This article was originally published in "The Morning Call" website (circulation: 90,000) on November 21, 2011 under the title "Will GOP learn from Democrats' mistakes?" The link can be found here:
http://www.mcall.com/opinion/yourview/mc-newt-gingrich-rozsa-yv--20111121,0,4120825.story
If I were a Republican, I would be very concerned right now about the future of my party.
Allow me to explain. As of the moment, President Barack Obama is an extremely vulnerable incumbent. Unemployment remains chronically high, his approval ratings are mired in the low 40s, and he has done a horrendous job of selling his signature achievements to the public. While other geese have been in far hotter water than this and still managed to escape uncooked, it's clear that the Republicans can walk away with this thing if they nominate the right candidate.
That candidate is Mitt Romney. He is articulate, intelligent, squeaky-clean. His policy proposals are conservative enough to meet the basic economic, social, and foreign policy requirements of any Reaganite with realistic expectations (emphasis on the word "realistic") and his strong business record is perfect for a political market defined by economic hardship.

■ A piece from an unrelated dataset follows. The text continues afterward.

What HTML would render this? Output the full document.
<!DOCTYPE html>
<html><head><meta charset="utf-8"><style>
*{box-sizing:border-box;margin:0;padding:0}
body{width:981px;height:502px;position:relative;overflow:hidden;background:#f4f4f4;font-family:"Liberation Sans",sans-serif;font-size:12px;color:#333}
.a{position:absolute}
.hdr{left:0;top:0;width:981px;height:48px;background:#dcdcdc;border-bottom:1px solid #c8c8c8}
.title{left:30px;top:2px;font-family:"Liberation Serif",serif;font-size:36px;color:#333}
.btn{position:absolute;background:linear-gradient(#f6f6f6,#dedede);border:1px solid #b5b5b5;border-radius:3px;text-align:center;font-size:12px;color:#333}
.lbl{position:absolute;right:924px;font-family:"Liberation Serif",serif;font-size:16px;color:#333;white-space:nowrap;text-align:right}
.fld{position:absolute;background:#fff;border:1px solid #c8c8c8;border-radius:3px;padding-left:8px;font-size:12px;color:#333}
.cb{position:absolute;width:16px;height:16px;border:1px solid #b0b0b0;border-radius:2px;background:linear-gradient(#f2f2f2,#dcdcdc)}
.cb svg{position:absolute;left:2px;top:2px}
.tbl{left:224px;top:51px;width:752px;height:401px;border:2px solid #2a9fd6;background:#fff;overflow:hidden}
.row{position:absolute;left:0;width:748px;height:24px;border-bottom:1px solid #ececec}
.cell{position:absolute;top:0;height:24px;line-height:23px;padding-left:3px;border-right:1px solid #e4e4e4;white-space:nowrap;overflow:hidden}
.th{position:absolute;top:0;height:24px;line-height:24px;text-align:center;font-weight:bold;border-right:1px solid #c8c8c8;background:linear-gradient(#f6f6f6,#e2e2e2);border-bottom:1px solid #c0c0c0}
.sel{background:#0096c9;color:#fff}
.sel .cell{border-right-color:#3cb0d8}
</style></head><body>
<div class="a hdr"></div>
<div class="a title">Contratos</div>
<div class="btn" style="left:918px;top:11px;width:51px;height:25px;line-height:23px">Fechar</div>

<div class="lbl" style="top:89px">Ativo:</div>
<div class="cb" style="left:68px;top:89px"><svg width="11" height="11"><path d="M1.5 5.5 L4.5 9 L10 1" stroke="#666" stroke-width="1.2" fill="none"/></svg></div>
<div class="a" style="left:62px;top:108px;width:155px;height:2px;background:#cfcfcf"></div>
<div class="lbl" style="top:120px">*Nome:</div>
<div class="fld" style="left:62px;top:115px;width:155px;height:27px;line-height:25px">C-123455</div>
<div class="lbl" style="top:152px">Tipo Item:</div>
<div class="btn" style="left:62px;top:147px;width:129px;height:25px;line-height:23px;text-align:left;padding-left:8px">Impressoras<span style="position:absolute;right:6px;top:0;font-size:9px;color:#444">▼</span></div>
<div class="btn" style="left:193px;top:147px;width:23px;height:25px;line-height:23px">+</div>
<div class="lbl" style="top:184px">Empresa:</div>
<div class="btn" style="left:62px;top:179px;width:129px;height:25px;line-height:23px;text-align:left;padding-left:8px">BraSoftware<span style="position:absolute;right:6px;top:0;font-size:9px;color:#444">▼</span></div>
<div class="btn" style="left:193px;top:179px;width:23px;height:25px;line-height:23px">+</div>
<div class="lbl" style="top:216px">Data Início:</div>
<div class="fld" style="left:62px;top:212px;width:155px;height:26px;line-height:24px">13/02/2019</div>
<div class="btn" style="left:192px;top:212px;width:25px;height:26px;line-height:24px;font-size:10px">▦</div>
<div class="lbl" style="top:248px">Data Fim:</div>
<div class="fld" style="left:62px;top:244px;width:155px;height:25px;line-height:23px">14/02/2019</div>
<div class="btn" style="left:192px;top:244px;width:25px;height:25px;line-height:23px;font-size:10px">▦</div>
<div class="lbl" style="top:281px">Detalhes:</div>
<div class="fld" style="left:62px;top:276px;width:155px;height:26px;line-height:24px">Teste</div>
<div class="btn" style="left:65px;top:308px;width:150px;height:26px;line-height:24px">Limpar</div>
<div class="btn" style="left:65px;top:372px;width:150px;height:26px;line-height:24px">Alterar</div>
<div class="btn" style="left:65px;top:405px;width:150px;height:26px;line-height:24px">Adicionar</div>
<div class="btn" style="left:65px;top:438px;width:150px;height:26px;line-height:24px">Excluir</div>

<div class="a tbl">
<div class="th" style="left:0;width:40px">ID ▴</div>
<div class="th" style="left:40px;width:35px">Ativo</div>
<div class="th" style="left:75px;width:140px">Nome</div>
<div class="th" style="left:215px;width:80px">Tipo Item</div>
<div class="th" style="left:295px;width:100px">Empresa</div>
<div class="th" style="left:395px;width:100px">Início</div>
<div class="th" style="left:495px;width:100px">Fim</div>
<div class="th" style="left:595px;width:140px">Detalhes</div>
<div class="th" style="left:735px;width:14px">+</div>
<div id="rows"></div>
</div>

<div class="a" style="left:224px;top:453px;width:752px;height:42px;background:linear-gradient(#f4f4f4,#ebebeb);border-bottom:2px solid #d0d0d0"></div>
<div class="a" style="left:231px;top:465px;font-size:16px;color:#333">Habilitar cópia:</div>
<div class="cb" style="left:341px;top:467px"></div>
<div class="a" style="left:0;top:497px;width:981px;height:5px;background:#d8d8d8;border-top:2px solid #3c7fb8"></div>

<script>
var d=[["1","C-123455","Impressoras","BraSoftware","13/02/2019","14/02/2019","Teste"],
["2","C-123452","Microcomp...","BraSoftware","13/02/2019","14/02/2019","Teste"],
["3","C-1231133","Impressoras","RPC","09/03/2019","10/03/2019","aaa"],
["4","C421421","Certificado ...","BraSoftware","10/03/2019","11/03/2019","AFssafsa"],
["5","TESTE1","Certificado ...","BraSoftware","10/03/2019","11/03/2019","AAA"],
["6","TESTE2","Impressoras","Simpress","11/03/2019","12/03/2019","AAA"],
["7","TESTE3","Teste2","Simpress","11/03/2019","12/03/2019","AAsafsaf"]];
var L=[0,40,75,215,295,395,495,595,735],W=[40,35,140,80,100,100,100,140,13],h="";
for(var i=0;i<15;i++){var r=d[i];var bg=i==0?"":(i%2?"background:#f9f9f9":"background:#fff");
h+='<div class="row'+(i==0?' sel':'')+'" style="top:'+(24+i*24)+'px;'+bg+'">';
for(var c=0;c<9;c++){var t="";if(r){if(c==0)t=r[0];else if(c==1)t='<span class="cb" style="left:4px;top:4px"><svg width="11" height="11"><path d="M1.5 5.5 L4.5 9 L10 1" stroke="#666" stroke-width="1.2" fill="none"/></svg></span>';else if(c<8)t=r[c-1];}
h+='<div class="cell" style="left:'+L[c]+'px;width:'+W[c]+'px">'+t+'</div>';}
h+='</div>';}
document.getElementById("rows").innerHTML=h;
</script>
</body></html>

He is, in short, the kind of inoffensive moderate conservative who is capable of swaying independents while remaining acceptable to party regulars (the latter quality being sorely absent from this year's only other Republican moderate, Jon Huntsman). This is exactly what the GOP needs to win elections. If historical precedent wasn't enough to illustrate that point, current polls consistently back it up.And yet …
And yet because the word "moderate" appears before "conservative" in Romney's ideological label, hard-line right-wingers are determined to find someone else. Hence the slew of month-and-a-half-long love affairs we've seen with a series of fad candidates. From late March through the end of April, the beau ideal was Donald Trump. They went through a lag period after he was deflated by his humiliation at the White House Correspondents' Dinner, but in mid-July they flocked to Michele Bachmann, where they remained until the end of August. Rick Perry took her spot in the beginning of September, and there he stayed until mid-October, when it suddenly became Herman Cain's time to shine. Now his four-to-six weeks are up, and Newt Gingrich is the latest craze.

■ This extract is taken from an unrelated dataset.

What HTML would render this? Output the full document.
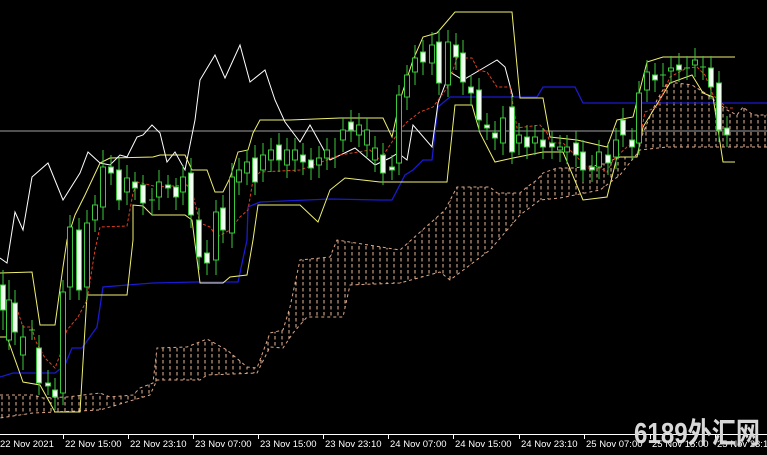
<!DOCTYPE html>
<html><head><meta charset="utf-8"><style>
html,body{margin:0;padding:0;background:#000;overflow:hidden}
svg{display:block}
</style></head><body>
<svg width="767" height="455" viewBox="0 0 767 455" xmlns="http://www.w3.org/2000/svg">
<defs>
<pattern id="cl" width="7" height="6" patternUnits="userSpaceOnUse">
<line x1="2" y1="0" x2="2" y2="3.5" stroke="#e8b898" stroke-width="1"/>
</pattern>
<clipPath id="cc"><polygon points="0,395 15,395 33,395 43,398 67,397 100,393 110,397 133,395 140,388 153,383 157,348 187,347 207,339 227,350 247,367 257,368 270,333 283,330 290,307 300,260 330,257 337,240 400,250 445,210 457,187 490,187 497,193 520,193 527,187 537,180 543,173 557,168 573,168 600,165 620,157 637,157 643,133 657,100 667,83 677,83 692,85 705,93 727,110 737,115 743,107 753,115 767,115 767,147 667,147 640,150 620,175 600,190 560,198 540,200 520,215 490,250 450,280 440,272 400,283 350,285 343,317 307,317 293,333 283,348 270,347 257,373 207,375 200,380 157,380 150,395 100,410 33,413 0,418"/></clipPath>
</defs>
<rect width="767" height="455" fill="#000"/>
<rect x="0" y="80" width="767" height="345" fill="url(#cl)" clip-path="url(#cc)"/>
<polyline fill="none" stroke="#e0a888" stroke-dasharray="3 3" points="0,395 15,395 33,395 43,398 67,397 100,393 110,397 133,395 140,388 153,383 157,348 187,347 207,339 227,350 247,367 257,368 270,333 283,330 290,307 300,260 330,257 337,240 400,250 445,210 457,187 490,187 497,193 520,193 527,187 537,180 543,173 557,168 573,168 600,165 620,157 637,157 643,133 657,100 667,83 677,83 692,85 705,93 727,110 737,115 743,107 753,115 767,115"/>
<polyline fill="none" stroke="#e0a888" stroke-dasharray="3 3" points="767,147 667,147 640,150 620,175 600,190 560,198 540,200 520,215 490,250 450,280 440,272 400,283 350,285 343,317 307,317 293,333 283,348 270,347 257,373 207,375 200,380 157,380 150,395 100,410 33,413 0,418"/>
<line x1="0" y1="131" x2="767" y2="131" stroke="#a0a0a0" stroke-width="1"/>
<polyline fill="none" stroke="#1a1ad0" stroke-width="1.3" points="0,377 13,373 55,373 65,365 72,348 82,348 97,327 103,287 127,285 153,283 197,282 238,282 247,240 248,207 260,202 330,199 380,200 392,200 405,175 413,170 423,160 432,160 435,133 438,107 450,97 537,97 543,87 575,87 583,103 767,103"/>
<g fill="none" stroke="#f0f070" stroke-width="1">
<polyline points="0,273 32,272 40,325 55,325 63,267 67,240 75,215 85,195 100,163 110,158 153,157 160,155 185,155 192,170 207,170 215,192 223,192 230,178 238,152 248,150 253,133 260,120 290,120 340,118 383,118 392,137 400,100 413,60 423,37 437,33 455,12 512,12 520,98 543,98 550,137 577,140 607,147 617,120 633,117 647,62 663,57 735,57"/>
<polyline points="0,337 7,337 23,382 40,385 55,412 80,412 87,295 127,295 133,240 133,205 143,206 152,215 185,215 192,220 200,283 223,283 230,277 247,275 253,240 258,205 300,205 318,222 330,190 345,178 380,182 447,182 455,105 472,105 480,133 495,162 513,158 543,152 563,152 583,200 607,197 613,173 617,157 637,157 643,127 670,83 692,75 703,93 713,97 723,162 735,162"/>
</g>
<polyline fill="none" stroke="#ffffff" stroke-width="1" points="0,258 7,263 15,212 23,230 32,177 48,163 63,200 80,173 88,152 100,163 110,165 120,155 127,157 137,137 143,135 152,125 160,133 167,162 175,152 185,170 195,120 200,80 215,55 225,78 240,45 250,82 265,70 275,100 285,122 300,142 310,125 325,152 330,160 355,148 375,165 390,158 398,153 407,160 413,125 432,147 438,103 450,72 463,80 480,70 497,60 505,67 513,97"/>
<polyline fill="none" stroke="#e04020" stroke-width="1" stroke-dasharray="3 2" points="0,307 15,303 23,327 32,327 35,340 45,358 55,368 60,355 67,330 78,317 87,300 95,250 100,227 127,226 133,193 137,182 150,185 157,187 187,185 193,195 200,223 210,227 217,237 230,230 240,217 248,210 253,180 260,172 300,170 340,155 370,150 380,160 400,130 407,122 420,112 433,107 447,88 457,58 472,58 478,70 487,72 497,87 510,87 517,128 540,125 547,133 550,143 563,143 577,157 587,168 600,168 607,172 613,160 627,147 640,138 645,112 657,107 663,93 670,77 687,68 697,67 705,75 713,95 727,108 735,108"/>
<path fill="none" stroke="#3cc83c" stroke-width="1" d="M3 270V330M9 280V350M15 290V345M23 325V370M32 320V340M39 335V395M48 370V395M55 378V410M63 280V405M70 215V300M79 218V300M87 210V300M95 195V232M103 150V220M111 155V185M119 158V210M127 165V205M135 172V200M143 175V215M152 188V215M159 170V210M168 175V198M176 178V210M183 165V205M191 158V228M199 208V270M207 240V275M216 200V275M223 195V243M232 163V248M239 158V195M247 150V185M255 145V195M263 143V182M271 138V172M279 133V172M287 138V178M295 138V172M303 143V175M311 148V180M319 146V178M327 138V170M335 138V168M343 118V152M351 110V142M359 113V147M367 118V157M375 136V172M383 143V185M392 155V180M399 85V175M407 65V110M415 45V85M423 40V75M432 32V75M439 30V95M448 30V97M456 33V70M463 40V95M471 75V105M479 78V132M487 113V140M495 121V150M503 106V155M512 95V164M519 123V155M527 125V159M535 125V155M543 128V159M552 131V159M560 135V162M567 135V164M576 131V167M583 140V182M592 155V182M599 140V179M608 143V175M616 128V169M623 108V147M632 128V159M639 81V155M647 60V102M655 63V92M663 63V87M671 56V83M679 53V82M687 56V80M695 48V77M703 56V80M711 56V99M719 71V142M727 116V147"/>
<g fill="#000" stroke="#3cc83c" stroke-width="1">
<rect x="6.5" y="300" width="5" height="40"/><rect x="20.5" y="337" width="5" height="18"/><rect x="60.5" y="292" width="5" height="101"/><rect x="67.5" y="227" width="5" height="60"/><rect x="84.5" y="223" width="5" height="64"/><rect x="92.5" y="205" width="5" height="15"/><rect x="100.5" y="167" width="5" height="40"/><rect x="124.5" y="178" width="5" height="14"/><rect x="156.5" y="182" width="5" height="15"/><rect x="180.5" y="177" width="5" height="15"/><rect x="213.5" y="212" width="5" height="48"/><rect x="229.5" y="177" width="5" height="56"/><rect x="236.5" y="170" width="5" height="12"/><rect x="244.5" y="162" width="5" height="11"/><rect x="260.5" y="155" width="5" height="15"/><rect x="268.5" y="150" width="5" height="10"/><rect x="284.5" y="150" width="5" height="15"/><rect x="292.5" y="150" width="5" height="10"/><rect x="316.5" y="158" width="5" height="7"/><rect x="324.5" y="150" width="5" height="8"/><rect x="340.5" y="130" width="5" height="10"/><rect x="356.5" y="125" width="5" height="10"/><rect x="364.5" y="130" width="5" height="15"/><rect x="372.5" y="148" width="5" height="12"/><rect x="396.5" y="95" width="5" height="68"/><rect x="404.5" y="75" width="5" height="22"/><rect x="412.5" y="58" width="5" height="14"/><rect x="429.5" y="45" width="5" height="18"/><rect x="445.5" y="42" width="5" height="43"/><rect x="500.5" y="118" width="5" height="25"/><rect x="516.5" y="135" width="5" height="8"/><rect x="532.5" y="137" width="5" height="6"/><rect x="557.5" y="147" width="5" height="3"/><rect x="564.5" y="147" width="5" height="5"/><rect x="596.5" y="152" width="5" height="15"/><rect x="613.5" y="140" width="5" height="17"/><rect x="636.5" y="93" width="5" height="50"/><rect x="644.5" y="72" width="5" height="18"/><rect x="668.5" y="68" width="5" height="3"/><rect x="692.5" y="60" width="5" height="5"/>
</g>
<g fill="#f0fff0" stroke="#3cc83c" stroke-width="1">
<rect x="0.5" y="285" width="5" height="25"/><rect x="12.5" y="303" width="5" height="29"/><rect x="36.5" y="348" width="5" height="35"/><rect x="45.5" y="383" width="5" height="3"/><rect x="52.5" y="390" width="5" height="7"/><rect x="76.5" y="230" width="5" height="60"/><rect x="108.5" y="167" width="5" height="6"/><rect x="116.5" y="170" width="5" height="30"/><rect x="132.5" y="182" width="5" height="6"/><rect x="140.5" y="185" width="5" height="18"/><rect x="165.5" y="185" width="5" height="3"/><rect x="173.5" y="187" width="5" height="10"/><rect x="188.5" y="173" width="5" height="42"/><rect x="196.5" y="220" width="5" height="37"/><rect x="204.5" y="253" width="5" height="10"/><rect x="220.5" y="208" width="5" height="22"/><rect x="252.5" y="158" width="5" height="24"/><rect x="276.5" y="145" width="5" height="15"/><rect x="300.5" y="155" width="5" height="7"/><rect x="308.5" y="160" width="5" height="8"/><rect x="348.5" y="122" width="5" height="8"/><rect x="380.5" y="155" width="5" height="18"/><rect x="389.5" y="167" width="5" height="3"/><rect x="420.5" y="52" width="5" height="10"/><rect x="436.5" y="42" width="5" height="41"/><rect x="453.5" y="45" width="5" height="12"/><rect x="460.5" y="53" width="5" height="29"/><rect x="468.5" y="87" width="5" height="6"/><rect x="476.5" y="90" width="5" height="30"/><rect x="484.5" y="125" width="5" height="3"/><rect x="492.5" y="133" width="5" height="5"/><rect x="509.5" y="107" width="5" height="45"/><rect x="524.5" y="137" width="5" height="10"/><rect x="540.5" y="140" width="5" height="7"/><rect x="549.5" y="143" width="5" height="4"/><rect x="573.5" y="143" width="5" height="12"/><rect x="580.5" y="152" width="5" height="18"/><rect x="589.5" y="167" width="5" height="3"/><rect x="605.5" y="155" width="5" height="8"/><rect x="620.5" y="120" width="5" height="15"/><rect x="629.5" y="140" width="5" height="7"/><rect x="652.5" y="75" width="5" height="5"/><rect x="676.5" y="65" width="5" height="5"/><rect x="708.5" y="68" width="5" height="19"/><rect x="716.5" y="83" width="5" height="47"/><rect x="724.5" y="128" width="5" height="7"/>
</g>
<path stroke="#3cc83c" d="M29 330H35M149 200H155M660 75H666M684 68H690M700 67H706"/>
<line x1="0" y1="434.5" x2="767" y2="434.5" stroke="#ffffff" stroke-width="1"/>
<path stroke="#fff" d="M63.5 434V439M128.5 434V439M193.5 434V439M258.5 434V439M323.5 434V439M388.5 434V439M453.5 434V439M519.5 434V439M584.5 434V439M650.5 434V439M715.5 434V439"/>
<g fill="#ffffff" font-family="Liberation Sans, sans-serif" font-size="9.5">
<text x="0" y="447">22 Nov 2021</text>
<text x="65" y="447">22 Nov 15:00</text>
<text x="130" y="447">22 Nov 23:10</text>
<text x="195" y="447">23 Nov 07:00</text>
<text x="260" y="447">23 Nov 15:00</text>
<text x="325" y="447">23 Nov 23:10</text>
<text x="390" y="447">24 Nov 07:00</text>
<text x="455" y="447">24 Nov 15:00</text>
<text x="521" y="447">24 Nov 23:10</text>
<text x="586" y="447">25 Nov 07:00</text>
<text x="652" y="447">25 Nov 15:00</text>
<text x="717" y="447">25 Nov 23:10</text>
</g>
<text x="634" y="443" fill="#d8d8d8" font-family="Liberation Sans, Noto Sans CJK SC, sans-serif" font-size="29" font-weight="bold" textLength="126" lengthAdjust="spacingAndGlyphs">6189外汇网</text>
</svg>
</body></html>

Since the Iowa caucus is being held on Jan. 3, it's unclear whether Gingrich will still be on top when it matters most, since the recent past suggests he'll be right near the end of his month-and-a-half expiration date by that time. Barring any major gaffes on his part (not inconceivable given his track record), it's entirely possible that he'll be able to stay fresh just long enough to pull it off in Iowa and then take the whole thing. That said, it is equally conceivable that he'll fizzle out shortly beforehand and thus either give the nomination to whichever lucky rebound candidate replaces him or, as happened post-Trump, cause a lag in the Anyone But Romney movement, allowing Mitt to emerge triumphant while the hard right scrambles for a suitable replacement.

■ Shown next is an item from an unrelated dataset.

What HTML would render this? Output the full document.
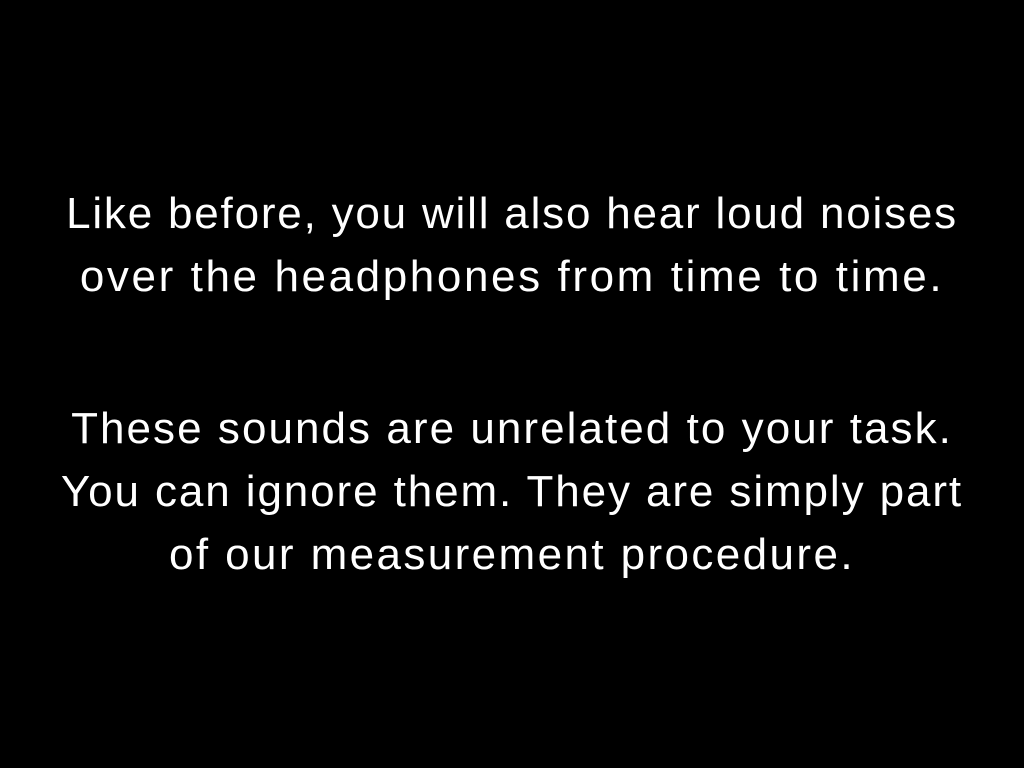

This latter scenario is obviously in the best short-term interests of the party, but it doesn't address its deeper problem. As groups like the tea party become increasingly powerful in the Republican organization, they keep knocking out moderate conservatives who would have been elected and replacing them with zealots who snatch defeat from the jaws of victory. In 2010 this cost them the Senate, as the tea party spurned moderate conservatives four times in favor of extremists (Sharron Angle in Nevada, Ken Buck in Colorado, Linda McMahon in Connecticut, and Christine O'Donnell in Delaware) and, in turn, lost general elections which by all indications Republicans could have otherwise won. Now this same habit threatens to cost them the presidency, for while Romney may still lose to Obama, it is delusional to believe that a Gingrich, Cain, Perry, Bachmann, or Trump could ever beat him.
It is this delusional quality that would make me a very concerned partisan indeed if I were a Republican. When the Democrats went through a comparable phase in the 1970s and 1980s, they nominated a series of liberal stalwarts — George McGovern in 1972, Walter Mondale in 1984, Michael Dukakis in 1988 — who were beaten even in elections that data showed could have been won had they gone with a more moderate alternative (Ed Muskie instead of McGovern, Al Gore instead of Dukakis). Republicans would be well advised to learn from this recent historical lesson.